1. Field of the Invention
The present invention relates to a semiconductor device utilizing a wiring tape, such as BGA (Ball Grid Array) or CSP (Chip Size Package).
2. Description of the Related Art
In recent years, there have been growing demands for the increased number of pins and a miniaturization with regard to semiconductor devices. To meet the demand, there have been proposed semiconductor devices called BGA or CSP. An example of such a semiconductor device is disclosed in Japanese Patent Laid-Open No. 55447/1997.
FIGS. 1A to 1C show the disclosed semiconductor device, FIG. 1A is a vertical sectional view taken along a line C-C' of FIG. 1B, FIG. 1B is a horizontal sectional view taken along a line A-A' of FIG. 1A, and FIG. 1C is a horizontal sectional view taken along a line B-B' of FIG. 1A.
As shown in FIGS. 1A to 1C, the disclosed semiconductor device has a construction that an electrode 101a of semiconductor integrated circuit element (hereinafter referred to as chip) 101 is connected to an inner lead 102f extending inside a frame portion of a TAB tape 102, which in turn is adhered to a metallic support frame 107, and chip 101, both oh which are covered with a potting resins 106. TAB tape 102 has a circuit pattern 102a and inner lead 102f which are formed by etching metallic foil adhered onto a base substrate (e.g., polyimide tape) 102c of a frame configuration. Circuit pattern 102a is covered with a cover resist 102e except a portion to be connected with an external terminal 104.
In the above structure, the provision of a through hole for the connection between external terminal 104 and a support frame 107 in the frame portion of TAB tape 102, will endow support frame 107 with a GND plane (ground plane) function.
Another semiconductor device such as shown in each of FIGS. 2A to 2C has been proposed. FIG. 2A is a vertical sectional view taken along a line C-C' of FIG. 2B, FIG. 2B is a horizontal sectional view taken along a line A-A' of FIG. 2A, and FIG. 2C is a horizontal sectional view taken along a line B-B'.
The semiconductor device comprises a chip 201, a single-layer wiring tape 202 and a molding resin 203 for maintaining an outer shape of the device. Chip 201 includes an internal electrode 201a which is connected to an external terminal (e.g., solder ball) 204, via through hole 202b in a base substrate 202c of a wiring tape 202, and a circuit pattern 202a on base substrate 202c. Circuit pattern 202a is covered with a cover resist 202e except a portion to be connected with external terminal 204 and a portion forming through hole 202b. Electrode 201a on chip 201 and through hole 202b of wiring tape 202 are connected to each other by a bump. This connecting method is called an inner bump bonding (IBB) method. Wiring tape 202 and chip 201 are closely bonded to each other with an adhesive material 202d provided in wiring tape 202 by employing a hot pressing method. Chip 201 is covered by a molding resin 203 which is formed by employing a transfer molding method.
Unlike the semiconductor device described in the foregoing publication which uses TAB tape, the above structure enables external terminals to be arranged even on an area occupied by the chip, thus making a length of a wiring pattern for the connecting between the internal electrode and the external terminal shorter.
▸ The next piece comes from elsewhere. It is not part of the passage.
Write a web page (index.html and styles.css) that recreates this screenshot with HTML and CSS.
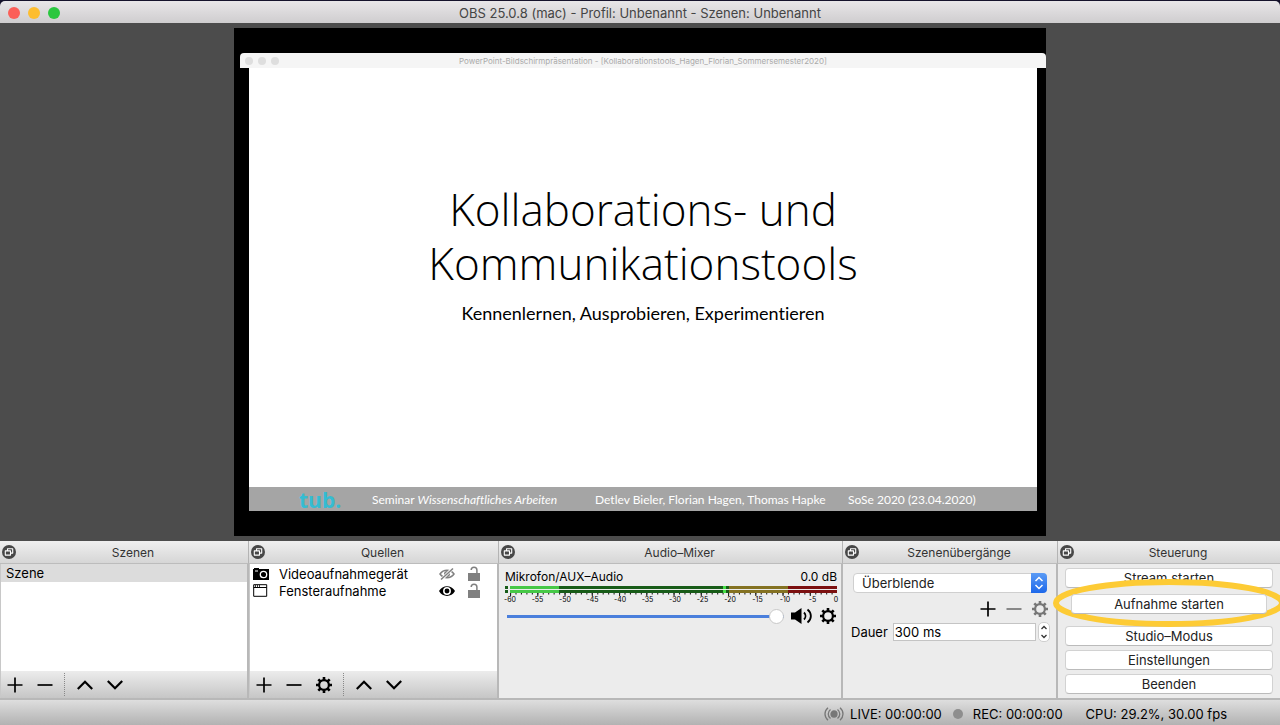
FILE: index.html
```html
<!DOCTYPE html>
<html lang="de">
<head>
    <meta charset="UTF-8">
    <meta name="viewport" content="width=device-width, initial-scale=1.0">
    <title>OBS 25.0.8 (mac) - Profil: Unbenannt - Szenen: Unbenannt</title>
    <link rel="stylesheet" href="styles.css">
</head>
<body>
<!-- shared icons -->
<svg class="sprite" aria-hidden="true">
    <symbol id="float" viewBox="0 0 14 14">
        <circle cx="7" cy="7" r="7" fill="#474747"/>
        <path d="M5.5 5.5V3.8h5.2v4.3H8.9M3.3 5.9h5.2v4.2H3.3z" fill="none" stroke="#fff" stroke-width="1.1" stroke-linejoin="round"/>
    </symbol>
    <symbol id="plus" viewBox="0 0 16 16"><path d="M8 .5v15M.5 8h15" stroke="currentColor" stroke-width="1.7"/></symbol>
    <symbol id="minus" viewBox="0 0 16 16"><path d="M.5 8h15" stroke="currentColor" stroke-width="1.7"/></symbol>
    <symbol id="up" viewBox="0 0 16 16"><path d="M.8 12 8 4.7l7.2 7.3" fill="none" stroke="currentColor" stroke-width="2.2"/></symbol>
    <symbol id="down" viewBox="0 0 16 16"><path d="M.8 4 8 11.3 15.2 4" fill="none" stroke="currentColor" stroke-width="2.2"/></symbol>
    <symbol id="gear" viewBox="0 0 16 16">
        <circle cx="8" cy="8" r="4.9" fill="none" stroke="currentColor" stroke-width="2.2"/>
        <path d="M8 0v3M8 13v3M0 8h3M13 8h3M2.3 2.3l2.2 2.2M11.5 11.5l2.2 2.2M2.3 13.7l2.2-2.2M11.5 4.5l2.2-2.2" stroke="currentColor" stroke-width="2.6"/>
    </symbol>
    <symbol id="lock" viewBox="0 0 14 16">
        <path d="M1 7h12v8H1z" fill="currentColor"/>
        <path d="M4.2 4C4.2 2.200 5.400 1.200 7 1.200s2.900 1.100 2.900 2.800V8" fill="none" stroke="currentColor" stroke-width="1.5"/>
    </symbol>
</svg>

<div class="window">
    <header class="titlebar">
        <div class="lights"><i class="close"></i><i class="min"></i><i class="max"></i></div>
        <h1>OBS 25.0.8 (mac) - Profil: Unbenannt - Szenen: Unbenannt</h1>
    </header>

    <main class="preview">
        <div class="canvas">
            <div class="capture-bar">
                <div class="capture-lights"><i></i><i></i><i></i></div>
                <span>PowerPoint-Bildschirmpräsentation - [Kollaborationstools_Hagen_Florian_Sommersemester2020]</span>
            </div>
            <div class="slide">
                <div class="slide-text">
                    <h2>Kollaborations- und<br>Kommunikationstools</h2>
                    <p>Kennenlernen, Ausprobieren, Experimentieren</p>
                </div>
                <div class="slide-footer">
                    <b class="tub">tub.</b>
                    <span class="seminar">Seminar <em>Wissenschaftliches Arbeiten</em></span>
                    <span class="authors">Detlev Bieler, Florian Hagen, Thomas Hapke</span>
                    <span>SoSe 2020 (23.04.2020)</span>
                </div>
            </div>
        </div>
    </main>

    <div class="docks">
        <section class="dock">
            <div class="dock-title"><svg><use href="#float"/></svg><h3>Szenen</h3></div>
            <div class="dock-body list">
                <ul class="scenes"><li>Szene</li></ul>
                <div class="toolbar">
                    <button aria-label="Hinzufügen"><svg><use href="#plus"/></svg></button>
                    <button aria-label="Entfernen"><svg><use href="#minus"/></svg></button>
                    <span class="divider"></span>
                    <button aria-label="Nach oben"><svg><use href="#up"/></svg></button>
                    <button aria-label="Nach unten"><svg><use href="#down"/></svg></button>
                </div>
            </div>
        </section>

        <section class="dock">
            <div class="dock-title"><svg><use href="#float"/></svg><h3>Quellen</h3></div>
            <div class="dock-body list">
                <ul class="sources">
                    <li>
                        <svg viewBox="0 0 16 16">
                            <path d="M0 3h1V2h5v1h10v11H0z"/>
                            <circle cx="10.500" cy="8.500" r="3.200" fill="none" stroke="#fff" stroke-width="1.300"/>
                            <path d="M2 5h3" stroke="#fff"/>
                        </svg>
                        <span>Videoaufnahmegerät</span>
                        <svg class="eye off" viewBox="0 0 16 16">
                            <path d="M1 8c3.500-5 10.500-5 14 0-3.500 5-10.500 5-14 0z" fill="none" stroke="currentColor" stroke-width="1.500"/>
                            <circle cx="8" cy="8" r="3" fill="currentColor"/>
                            <path d="M2 14 14 2" stroke="#fff" stroke-width="3"/>
                            <path d="M2 13.500 14 2.500" stroke="currentColor" stroke-width="1.500"/>
                        </svg>
                        <svg class="lock"><use href="#lock"/></svg>
                    </li>
                    <li>
                        <svg viewBox="0 0 16 16">
                            <path d="M.7 1.700h13v11.600H.7zM.7 4.500h13" fill="none" stroke="#000" stroke-width="1"/>
                            <path d="M2 3h6" stroke="#000" stroke-width="1.500" stroke-dasharray="1 1"/>
                        </svg>
                        <span>Fensteraufnahme</span>
                        <svg class="eye" viewBox="0 0 16 16">
                            <path d="M0 8c3.500-6.500 12.500-6.500 16 0-3.500 6.500-12.500 6.500-16 0z"/>
                            <circle cx="8" cy="8" r="3.200" fill="none" stroke="#fff" stroke-width="1.500"/>
                        </svg>
                        <svg class="lock"><use href="#lock"/></svg>
                    </li>
                </ul>
                <div class="toolbar">
                    <button aria-label="Hinzufügen"><svg><use href="#plus"/></svg></button>
                    <button aria-label="Entfernen"><svg><use href="#minus"/></svg></button>
                    <button aria-label="Eigenschaften"><svg><use href="#gear"/></svg></button>
                    <span class="divider"></span>
                    <button aria-label="Nach oben"><svg><use href="#up"/></svg></button>
                    <button aria-label="Nach unten"><svg><use href="#down"/></svg></button>
                </div>
            </div>
        </section>

        <section class="dock">
            <div class="dock-title"><svg><use href="#float"/></svg><h3>Audio–Mixer</h3></div>
            <div class="dock-body mixer">
                <div class="channel"><label for="volume">Mikrofon/AUX–Audio</label><span>0.0 dB</span></div>
                <div class="meter">
                    <div class="clip"></div>
                    <div class="scale">
                        <div class="level"></div>
                        <div class="level"></div>
                        <svg class="ticks" viewBox="0 0 60 4" preserveAspectRatio="none">
                            <path d="M0 1h60.200" stroke="#222" stroke-width="2" stroke-dasharray=".2 .8"/>
                            <path d="M0 2h60.200" stroke="#222" stroke-width="4" stroke-dasharray=".2 4.800"/>
                        </svg>
                        <div class="numbers">
                            <span>-60</span><span>-55</span><span>-50</span><span>-45</span><span>-40</span><span>-35</span><span>-30</span><span>-25</span><span>-20</span><span>-15</span><span>-10</span><span>-5</span><span>0</span>
                        </div>
                    </div>
                </div>
                <div class="volume">
                    <input type="range" id="volume" min="0" max="100" value="100">
                    <button class="speaker" aria-label="Stumm">
                        <svg viewBox="0 0 22 16">
                            <path d="M0 4.500h4L10.500 0v16L4 11.500H0z"/>
                            <path d="M13 4.500c2 2 2 5 0 7M16.500 1.500c4.500 3.500 4.500 9.500 0 13" fill="none" stroke="#000" stroke-width="1.800"/>
                        </svg>
                    </button>
                    <button aria-label="Audio-Einstellungen"><svg><use href="#gear"/></svg></button>
                </div>
            </div>
        </section>

        <section class="dock">
            <div class="dock-title"><svg><use href="#float"/></svg><h3>Szenenübergänge</h3></div>
            <div class="dock-body transitions">
                <div class="select">
                    <select aria-label="Übergang"><option>Überblende</option></select>
                    <svg viewBox="0 0 16 20"><path d="M4.500 8 8 4.500 11.500 8M4.500 12 8 15.500 11.500 12" fill="none" stroke="#fff" stroke-width="1.500"/></svg>
                </div>
                <div class="actions">
                    <button aria-label="Hinzufügen"><svg><use href="#plus"/></svg></button>
                    <button aria-label="Entfernen" disabled><svg><use href="#minus"/></svg></button>
                    <button aria-label="Eigenschaften" disabled><svg><use href="#gear"/></svg></button>
                </div>
                <div class="duration">
                    <label for="duration">Dauer</label>
                    <input type="text" id="duration" value="300 ms">
                    <button class="stepper" aria-label="Dauer ändern">
                        <svg viewBox="0 0 12 20"><path d="M3.500 7 6 4.500 8.500 7M3.500 13 6 15.500 8.500 13" fill="none" stroke="#333" stroke-width="1.300"/></svg>
                    </button>
                </div>
            </div>
        </section>

        <section class="dock">
            <div class="dock-title"><svg><use href="#float"/></svg><h3>Steuerung</h3></div>
            <div class="dock-body controls">
                <button>Stream starten</button>
                <div class="record">
                    <svg class="marker" viewBox="0 0 232 50" preserveAspectRatio="none">
                        <ellipse cx="116" cy="25" rx="113" ry="21" fill="#ececec" stroke="#fdcb35" stroke-width="6"/>
                    </svg>
                    <button>Aufnahme starten</button>
                </div>
                <button>Studio–Modus</button>
                <button>Einstellungen</button>
                <button>Beenden</button>
            </div>
        </section>
    </div>

    <footer class="status">
        <svg class="live" viewBox="0 0 20 14" fill="none" stroke="#777" stroke-width="1.300">
            <circle cx="10" cy="7" r="3" fill="#777"/>
            <path d="M6.500 2.500c-3 2.500-3 6.500 0 9M13.500 2.500c3 2.500 3 6.500 0 9M4 .8c-4 3.500-4 8.900 0 12.400M16 .8c4 3.500 4 8.900 0 12.400"/>
        </svg>
        <span>LIVE: 00:00:00</span>
        <i class="dot"></i>
        <span>REC: 00:00:00</span>
        <span class="cpu">CPU: 29.2%, 30.00 fps</span>
    </footer>
</div>
</body>
</html>
```
FILE: styles.css
```css
* {
    box-sizing: border-box;
}
body {
    margin: 0;
    background: #15122b;
    font-family: Inter, "Liberation Sans", sans-serif;
    font-size: 13px;
    line-height: 16px;
    color: #000;
}
h1, h2, h3, p, ul {
    margin: 0;
    padding: 0;
    font-weight: normal;
}
ul {
    list-style: none;
}
svg {
    display: block;
    flex: none;
    width: 16px;
    height: 16px;
}
button {
    display: flex;
    align-items: center;
    justify-content: center;
    padding: 0;
    border: none;
    background: none;
    color: #000;
    font: inherit;
}
button:disabled {
    color: #777;
}
.sprite {
    display: none;
}
.window {
    display: flex;
    flex-direction: column;
    height: 100vh;
    min-height: 480px;
    padding-top: 1px;
    overflow: hidden;
}

/* title bar */
.titlebar {
    display: grid;
    grid-template-columns: 1fr auto 1fr;
    align-items: center;
    height: 22px;
    padding: 1px 8px 0;
    border-radius: 5px 5px 0 0;
    background: linear-gradient(#e8e6e8, #cfcdcf);
}
.titlebar h1 {
    font-size: 13px;
    color: #444;
}
.lights {
    display: flex;
    gap: 8px;
}
.lights i {
    width: 12px;
    height: 12px;
    border-radius: 50%;
}
.close {
    background: #fb5f58;
}
.min {
    background: #fdbd2f;
}
.max {
    background: #2ac73f;
}

/* preview */
.preview {
    flex: 1;
    display: flex;
    justify-content: center;
    min-height: 0;
    padding: 5px 0;
    background: #4c4c4c;
}
.canvas {
    display: flex;
    flex-direction: column;
    height: 100%;
    min-width: 0;
    aspect-ratio: 812 / 508;
    padding: 25px 0 25px 6px;
    background: #000;
}
.capture-bar {
    display: grid;
    grid-template-columns: 1fr auto 1fr;
    align-items: center;
    height: 15px;
    padding: 0 5px;
    border-radius: 4px 4px 0 0;
    background: #f5f5f5;
    font-size: 8px;
    color: #aaa;
}
.capture-lights {
    display: flex;
    gap: 5px;
}
.capture-lights i {
    width: 8px;
    height: 8px;
    border-radius: 50%;
    background: #dedede;
}
.slide {
    flex: 1;
    display: flex;
    flex-direction: column;
    margin: 0 9px;
    background: #fff;
    font-family: Lato, "Liberation Sans", sans-serif;
    font-variant-ligatures: none;
}
.slide-text {
    flex: 1;
    padding-top: 114px;
    text-align: center;
}
.slide-text h2 {
    font-family: "Open Sans", sans-serif;
    font-size: 44px;
    font-weight: 300;
    line-height: 54px;
}
.slide-text p {
    margin-top: 12px;
    font-size: 18px;
    line-height: 22px;
}
.slide-footer {
    display: flex;
    align-items: center;
    height: 24px;
    padding: 2px 0 0 50px;
    background: #a5a5a5;
    color: #fff;
    font-size: 12px;
    white-space: nowrap;
}
.tub {
    width: 73px;
    font-family: "Open Sans", sans-serif;
    font-size: 21px;
    color: #35bcd2;
}
.seminar {
    width: 223px;
}
.authors {
    width: 253px;
}

/* docks */
.docks {
    display: grid;
    grid-template-columns: 249fr 250fr 344fr 215fr 222fr;
    height: 159px;
    border-bottom: 2px solid #b8b8b8;
    background: #ececec;
}
.dock {
    display: flex;
    flex-direction: column;
    min-width: 0;
}
.dock-title {
    display: grid;
    grid-template-columns: 14px 1fr;
    align-items: center;
    height: 23px;
    padding: 0 2px;
    border-right: 1px solid #b4b4b4;
    border-bottom: 1px solid #bcbcbc;
    background: linear-gradient(#efefef, #d6d6d6);
}
.dock-title svg {
    width: 14px;
    height: 14px;
}
.dock-title h3 {
    padding: 2px 0 0 4px;
    font-size: 12px;
    color: #333;
    text-align: center;
}
.dock-body {
    flex: 1;
    border-right: 2px solid #b8b8b8;
}
.dock:last-child .dock-title,
.dock:last-child .dock-body {
    border-right: none;
}
.list {
    display: flex;
    flex-direction: column;
    border-left: 1px solid #c8c8c8;
    background: #fff;
}
.list ul {
    flex: 1;
}
.scenes li {
    height: 18px;
    padding: 1px 5px;
    background: #dcdcdc;
}
.sources {
    padding-top: 1px;
}
.sources li {
    display: flex;
    align-items: center;
    height: 17px;
    padding: 0 16px 0 3px;
}
.sources span {
    flex: 1;
    padding-left: 10px;
}
.eye.off, .lock {
    color: #808080;
}
.lock {
    width: 14px;
    margin-left: 12px;
}
.toolbar {
    display: flex;
    height: 27px;
    background: linear-gradient(#ececec, #c6c6c6);
}
.toolbar button {
    width: 30px;
}
.toolbar button:first-child {
    margin-left: -1px;
}
.divider {
    width: 1px;
    margin: 2px 5px 2px 4px;
    border-left: 1px dotted #888;
}

/* audio mixer */
.mixer {
    padding: 5px 4px 0 6px;
}
.channel {
    display: flex;
    justify-content: space-between;
    font-size: 12px;
}
.meter {
    display: flex;
    gap: 2px;
    margin-top: 1px;
}
.clip {
    width: 3px;
    height: 7px;
    border: solid #185c18;
    border-width: 3px 0;
}
.scale {
    flex: 1;
}
.level {
    height: 3px;
    margin-bottom: 1px;
    background: linear-gradient(90deg, #46c846 15%, #185c18 15% 65%, #46e046 65% 66%, #185c18 66% 67%, #847222 67% 85%, #7c1010 85%);
}
.level + .level {
    margin-bottom: 0;
}
.ticks {
    width: 100%;
    height: 3px;
}
.numbers {
    display: flex;
    justify-content: space-between;
    margin: 0 -2px 0 -7px;
    font-size: 7px;
    line-height: 7px;
}
.numbers span {
    width: 14px;
    text-align: center;
}
.numbers span:last-child {
    width: 6px;
}
.volume {
    display: flex;
    align-items: center;
    gap: 7px;
    margin-top: 5px;
    padding-right: 1px;
}
.volume input {
    flex: 1;
    min-width: 0;
    height: 16px;
    margin: 0 0 0 2px;
    appearance: none;
    background: linear-gradient(#4a7fdc, #4a7fdc) center / 100% 3px no-repeat;
}
.volume input::-webkit-slider-thumb {
    appearance: none;
    width: 15px;
    height: 15px;
    border: 1px solid #c8c8c8;
    border-radius: 50%;
    background: #fff;
}
.speaker svg {
    width: 22px;
}

/* transitions */
.transitions {
    padding: 9px 8px 0;
}
.select {
    position: relative;
    margin: 0 1px 0 2px;
}
.select select {
    display: block;
    width: 100%;
    height: 20px;
    padding: 0 8px;
    border: 1px solid #cfcfcf;
    border-radius: 4px;
    appearance: none;
    background: #fff;
    color: #222;
    font: inherit;
}
.select svg {
    position: absolute;
    top: 0;
    right: 0;
    width: 16px;
    height: 20px;
    border-radius: 0 4px 4px 0;
    background: linear-gradient(#5b9bf5, #1d68ea);
    pointer-events: none;
}
.actions {
    display: flex;
    justify-content: flex-end;
    gap: 10px;
    margin-top: 8px;
}
.duration {
    display: flex;
    align-items: center;
    margin: 5px -2px 0 0;
}
.duration input {
    flex: 1;
    min-width: 0;
    height: 18px;
    margin: 0 2px 0 5px;
    padding: 0 1px;
    border: 1px solid #c4c4c4;
    background: #fff;
    font: inherit;
}
.stepper {
    width: 12px;
    height: 20px;
    border: 1px solid #cfcfcf;
    border-radius: 5px;
    background: #fff;
}
.stepper svg {
    width: 12px;
    height: 20px;
}

/* controls */
.controls {
    display: flex;
    flex-direction: column;
    gap: 4px;
    padding: 4px 7px;
}
.controls button {
    width: 100%;
    height: 20px;
    border: 1px solid #d2d2d2;
    border-bottom-color: #bbb;
    border-radius: 4px;
    background: #fff;
    color: #222;
}
.record {
    position: relative;
    margin: 2px 6px 8px;
}
.record button {
    position: relative;
}
.marker {
    position: absolute;
    top: -16px;
    left: -18px;
    width: calc(100% + 36px);
    height: 50px;
}

/* status bar */
.status {
    display: flex;
    align-items: center;
    justify-content: flex-end;
    height: 25px;
    padding: 3px 53px 0 0;
    background: linear-gradient(#dedede, #b2b2b2);
}
.live {
    width: 20px;
    height: 14px;
    margin-right: 6px;
}
.dot {
    width: 10px;
    height: 10px;
    margin: 0 10px 0 11px;
    border-radius: 50%;
    background: #8e8e8e;
}
.cpu {
    margin-left: 23px;
}
```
This result in improved electrical characteristics as well as improved characteristics of radiating heat to a mounted substrate. In addition, unlike the inner lead of TAB tape, the external terminals can be freely arranged.
An approach to improve electrical characteristics such as noise reduction in the semiconductor device shown in FIGS. 2A to 2C, is that GND plane or power plane is provided on an outer periphery of base substrate 202c of wiring tape 202, and a wiring pattern is provided from a ground electrode on chip 201 to the GND plane(or from a power electrode on the chip to the power plane), passing between pads to be connected with the external signal terminal.
However, a further increase in the number of pins causes a pitch between the pads to be connected with the external signal terminal to be smaller. Thus, there is a limit on the number of wiring patterns which can be passed between the pads, making it difficult to provide the wiring pattern for GND and the wiring pattern for a power source between the pads. Namely, when the number of pins further increases, improvement of electrical characteristics such as noise reduction may be impossible.
An approach to address the above problem may involve a multilayer structure of a wiring tape, that is, a signal layer, a GND layer, and a power layer. This approach is, however, disadvantageous in that a multilayered wiring tape is costly, and hence reducing the cost of products may be impossible.